EXERCISE BRIEF: Find out how many lines of the material contain the string "this" and give only that figure.

DATASET EXTRACT:
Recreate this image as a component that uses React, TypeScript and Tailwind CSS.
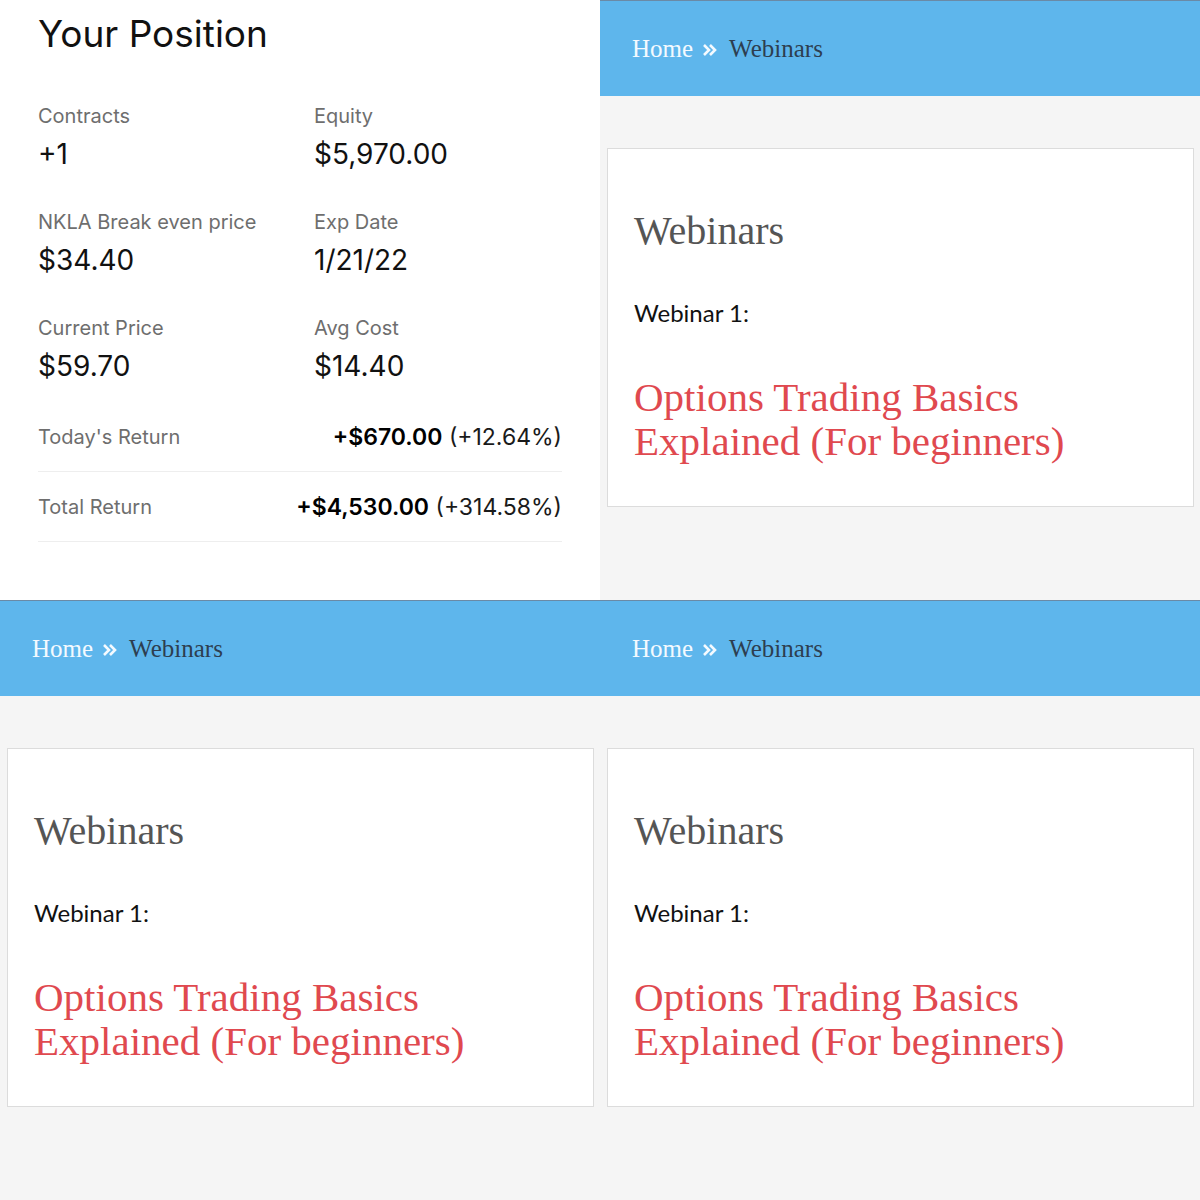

--

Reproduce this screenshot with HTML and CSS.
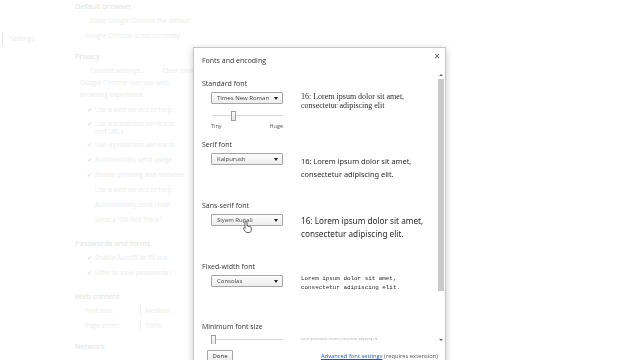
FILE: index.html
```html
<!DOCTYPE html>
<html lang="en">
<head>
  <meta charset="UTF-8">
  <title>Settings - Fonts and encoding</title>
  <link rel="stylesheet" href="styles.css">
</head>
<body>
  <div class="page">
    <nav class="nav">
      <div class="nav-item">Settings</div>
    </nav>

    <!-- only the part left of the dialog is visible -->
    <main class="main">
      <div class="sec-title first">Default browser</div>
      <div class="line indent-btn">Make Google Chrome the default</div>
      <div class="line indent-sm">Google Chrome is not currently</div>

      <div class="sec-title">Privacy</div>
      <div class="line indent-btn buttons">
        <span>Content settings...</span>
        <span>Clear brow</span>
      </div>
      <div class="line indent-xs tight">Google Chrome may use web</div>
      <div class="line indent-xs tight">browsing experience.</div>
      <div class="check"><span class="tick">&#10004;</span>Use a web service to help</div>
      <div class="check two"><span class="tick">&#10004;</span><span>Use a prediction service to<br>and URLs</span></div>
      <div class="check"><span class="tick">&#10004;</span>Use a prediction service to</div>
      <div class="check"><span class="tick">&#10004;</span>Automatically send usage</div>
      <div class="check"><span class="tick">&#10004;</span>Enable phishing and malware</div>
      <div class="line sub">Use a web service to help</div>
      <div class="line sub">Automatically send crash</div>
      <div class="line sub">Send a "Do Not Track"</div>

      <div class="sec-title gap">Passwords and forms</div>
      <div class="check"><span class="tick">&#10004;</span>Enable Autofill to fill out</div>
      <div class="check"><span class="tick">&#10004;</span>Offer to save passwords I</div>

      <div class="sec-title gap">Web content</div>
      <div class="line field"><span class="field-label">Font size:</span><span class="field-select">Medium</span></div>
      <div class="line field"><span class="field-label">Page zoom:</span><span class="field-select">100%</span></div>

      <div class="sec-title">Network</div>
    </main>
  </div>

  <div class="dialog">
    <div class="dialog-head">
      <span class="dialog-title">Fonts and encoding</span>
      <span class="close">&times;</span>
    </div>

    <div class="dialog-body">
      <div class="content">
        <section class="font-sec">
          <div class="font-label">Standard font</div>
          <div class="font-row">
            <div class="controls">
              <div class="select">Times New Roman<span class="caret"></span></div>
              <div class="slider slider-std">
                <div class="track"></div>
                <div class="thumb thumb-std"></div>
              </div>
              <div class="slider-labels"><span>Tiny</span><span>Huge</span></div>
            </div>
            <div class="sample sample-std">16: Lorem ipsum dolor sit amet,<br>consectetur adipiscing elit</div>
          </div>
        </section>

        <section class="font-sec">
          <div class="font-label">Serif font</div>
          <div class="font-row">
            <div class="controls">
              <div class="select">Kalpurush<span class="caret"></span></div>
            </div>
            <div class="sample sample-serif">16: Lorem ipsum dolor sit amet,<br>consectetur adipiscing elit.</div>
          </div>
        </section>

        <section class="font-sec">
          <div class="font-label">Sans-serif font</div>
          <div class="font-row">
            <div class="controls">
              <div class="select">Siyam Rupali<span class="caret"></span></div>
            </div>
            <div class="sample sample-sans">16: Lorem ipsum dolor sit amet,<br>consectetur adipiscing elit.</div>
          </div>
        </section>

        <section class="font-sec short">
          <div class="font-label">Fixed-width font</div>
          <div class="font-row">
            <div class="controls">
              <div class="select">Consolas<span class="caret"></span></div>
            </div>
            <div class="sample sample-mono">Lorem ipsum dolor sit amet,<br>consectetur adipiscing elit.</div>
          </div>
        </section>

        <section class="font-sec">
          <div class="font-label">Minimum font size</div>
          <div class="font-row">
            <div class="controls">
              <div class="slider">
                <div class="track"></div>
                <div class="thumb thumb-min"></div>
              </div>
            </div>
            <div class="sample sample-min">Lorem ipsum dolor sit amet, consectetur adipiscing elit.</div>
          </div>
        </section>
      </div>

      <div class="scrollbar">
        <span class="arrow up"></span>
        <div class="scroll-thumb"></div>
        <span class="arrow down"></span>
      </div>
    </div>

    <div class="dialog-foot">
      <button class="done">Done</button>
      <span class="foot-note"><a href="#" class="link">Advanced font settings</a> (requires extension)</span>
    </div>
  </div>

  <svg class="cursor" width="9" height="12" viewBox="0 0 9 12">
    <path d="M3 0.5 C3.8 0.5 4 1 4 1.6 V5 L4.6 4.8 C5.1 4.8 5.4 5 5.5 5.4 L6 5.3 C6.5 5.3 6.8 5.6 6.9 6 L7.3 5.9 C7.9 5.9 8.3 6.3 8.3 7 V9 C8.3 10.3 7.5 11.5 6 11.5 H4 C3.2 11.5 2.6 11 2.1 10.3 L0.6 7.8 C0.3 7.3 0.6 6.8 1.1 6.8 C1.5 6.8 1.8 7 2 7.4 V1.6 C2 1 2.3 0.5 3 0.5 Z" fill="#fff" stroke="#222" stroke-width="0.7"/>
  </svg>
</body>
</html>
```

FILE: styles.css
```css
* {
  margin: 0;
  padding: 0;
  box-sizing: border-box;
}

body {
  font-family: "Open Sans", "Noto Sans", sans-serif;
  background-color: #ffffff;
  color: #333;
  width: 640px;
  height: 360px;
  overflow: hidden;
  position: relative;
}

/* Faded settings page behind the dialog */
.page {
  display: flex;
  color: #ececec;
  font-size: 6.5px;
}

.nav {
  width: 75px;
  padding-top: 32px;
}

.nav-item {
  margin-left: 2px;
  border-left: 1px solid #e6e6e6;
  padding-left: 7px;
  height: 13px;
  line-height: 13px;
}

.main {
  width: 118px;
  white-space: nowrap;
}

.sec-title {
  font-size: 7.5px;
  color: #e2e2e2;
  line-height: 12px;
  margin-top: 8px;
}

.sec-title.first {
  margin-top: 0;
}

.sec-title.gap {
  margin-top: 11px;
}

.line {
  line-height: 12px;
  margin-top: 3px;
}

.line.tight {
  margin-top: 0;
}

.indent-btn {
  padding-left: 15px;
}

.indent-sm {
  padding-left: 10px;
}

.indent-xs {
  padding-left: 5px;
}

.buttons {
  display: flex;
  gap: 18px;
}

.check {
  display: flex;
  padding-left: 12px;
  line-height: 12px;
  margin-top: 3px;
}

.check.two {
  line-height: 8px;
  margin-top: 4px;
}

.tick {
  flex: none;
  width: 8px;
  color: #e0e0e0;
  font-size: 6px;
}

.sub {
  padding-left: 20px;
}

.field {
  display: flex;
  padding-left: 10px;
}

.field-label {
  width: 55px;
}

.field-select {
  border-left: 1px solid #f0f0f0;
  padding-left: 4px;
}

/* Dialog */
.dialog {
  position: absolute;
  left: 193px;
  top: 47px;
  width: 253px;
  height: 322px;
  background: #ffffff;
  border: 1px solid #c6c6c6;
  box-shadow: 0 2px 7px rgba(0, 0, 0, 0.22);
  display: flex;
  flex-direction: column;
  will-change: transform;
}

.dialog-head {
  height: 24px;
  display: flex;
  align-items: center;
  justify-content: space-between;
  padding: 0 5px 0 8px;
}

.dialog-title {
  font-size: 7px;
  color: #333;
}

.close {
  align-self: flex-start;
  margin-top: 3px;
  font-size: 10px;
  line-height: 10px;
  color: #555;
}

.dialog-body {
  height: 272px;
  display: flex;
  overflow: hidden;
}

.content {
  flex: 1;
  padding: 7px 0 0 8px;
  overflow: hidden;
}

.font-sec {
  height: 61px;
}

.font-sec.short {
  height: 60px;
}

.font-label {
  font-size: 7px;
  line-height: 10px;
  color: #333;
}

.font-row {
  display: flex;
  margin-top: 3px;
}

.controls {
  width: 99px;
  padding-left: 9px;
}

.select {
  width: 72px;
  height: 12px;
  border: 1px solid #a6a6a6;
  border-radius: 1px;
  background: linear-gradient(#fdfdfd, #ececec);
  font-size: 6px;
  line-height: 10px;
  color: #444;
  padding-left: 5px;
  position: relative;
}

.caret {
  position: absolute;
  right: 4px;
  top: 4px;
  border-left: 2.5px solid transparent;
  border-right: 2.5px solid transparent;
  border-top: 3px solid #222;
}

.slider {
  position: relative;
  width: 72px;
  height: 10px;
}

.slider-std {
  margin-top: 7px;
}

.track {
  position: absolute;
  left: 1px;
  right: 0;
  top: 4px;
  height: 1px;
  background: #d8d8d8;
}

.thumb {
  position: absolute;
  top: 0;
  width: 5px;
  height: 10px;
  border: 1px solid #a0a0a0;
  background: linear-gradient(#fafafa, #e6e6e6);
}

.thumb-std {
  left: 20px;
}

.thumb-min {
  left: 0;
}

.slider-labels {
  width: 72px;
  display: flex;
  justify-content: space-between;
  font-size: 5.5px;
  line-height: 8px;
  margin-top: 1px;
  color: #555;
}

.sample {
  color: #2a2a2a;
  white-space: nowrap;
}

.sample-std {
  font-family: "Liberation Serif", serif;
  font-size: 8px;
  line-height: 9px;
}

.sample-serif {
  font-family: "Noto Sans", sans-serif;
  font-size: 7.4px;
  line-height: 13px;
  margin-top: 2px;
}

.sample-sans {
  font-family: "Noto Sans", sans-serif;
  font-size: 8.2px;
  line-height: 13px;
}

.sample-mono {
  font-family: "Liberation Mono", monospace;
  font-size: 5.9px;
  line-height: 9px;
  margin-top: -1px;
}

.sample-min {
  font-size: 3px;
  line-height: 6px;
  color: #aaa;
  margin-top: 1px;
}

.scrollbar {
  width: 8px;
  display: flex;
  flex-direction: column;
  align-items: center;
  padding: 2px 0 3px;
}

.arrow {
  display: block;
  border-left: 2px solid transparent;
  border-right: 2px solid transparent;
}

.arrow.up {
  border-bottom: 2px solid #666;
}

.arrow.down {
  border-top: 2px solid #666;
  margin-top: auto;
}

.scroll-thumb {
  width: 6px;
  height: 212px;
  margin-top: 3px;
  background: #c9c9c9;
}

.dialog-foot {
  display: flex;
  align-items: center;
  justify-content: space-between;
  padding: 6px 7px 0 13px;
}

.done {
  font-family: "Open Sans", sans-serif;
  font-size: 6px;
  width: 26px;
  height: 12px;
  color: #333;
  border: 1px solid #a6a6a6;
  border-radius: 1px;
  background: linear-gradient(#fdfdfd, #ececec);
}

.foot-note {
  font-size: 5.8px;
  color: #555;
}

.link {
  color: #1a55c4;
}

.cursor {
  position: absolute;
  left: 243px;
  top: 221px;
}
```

TASK RESPONSE: 2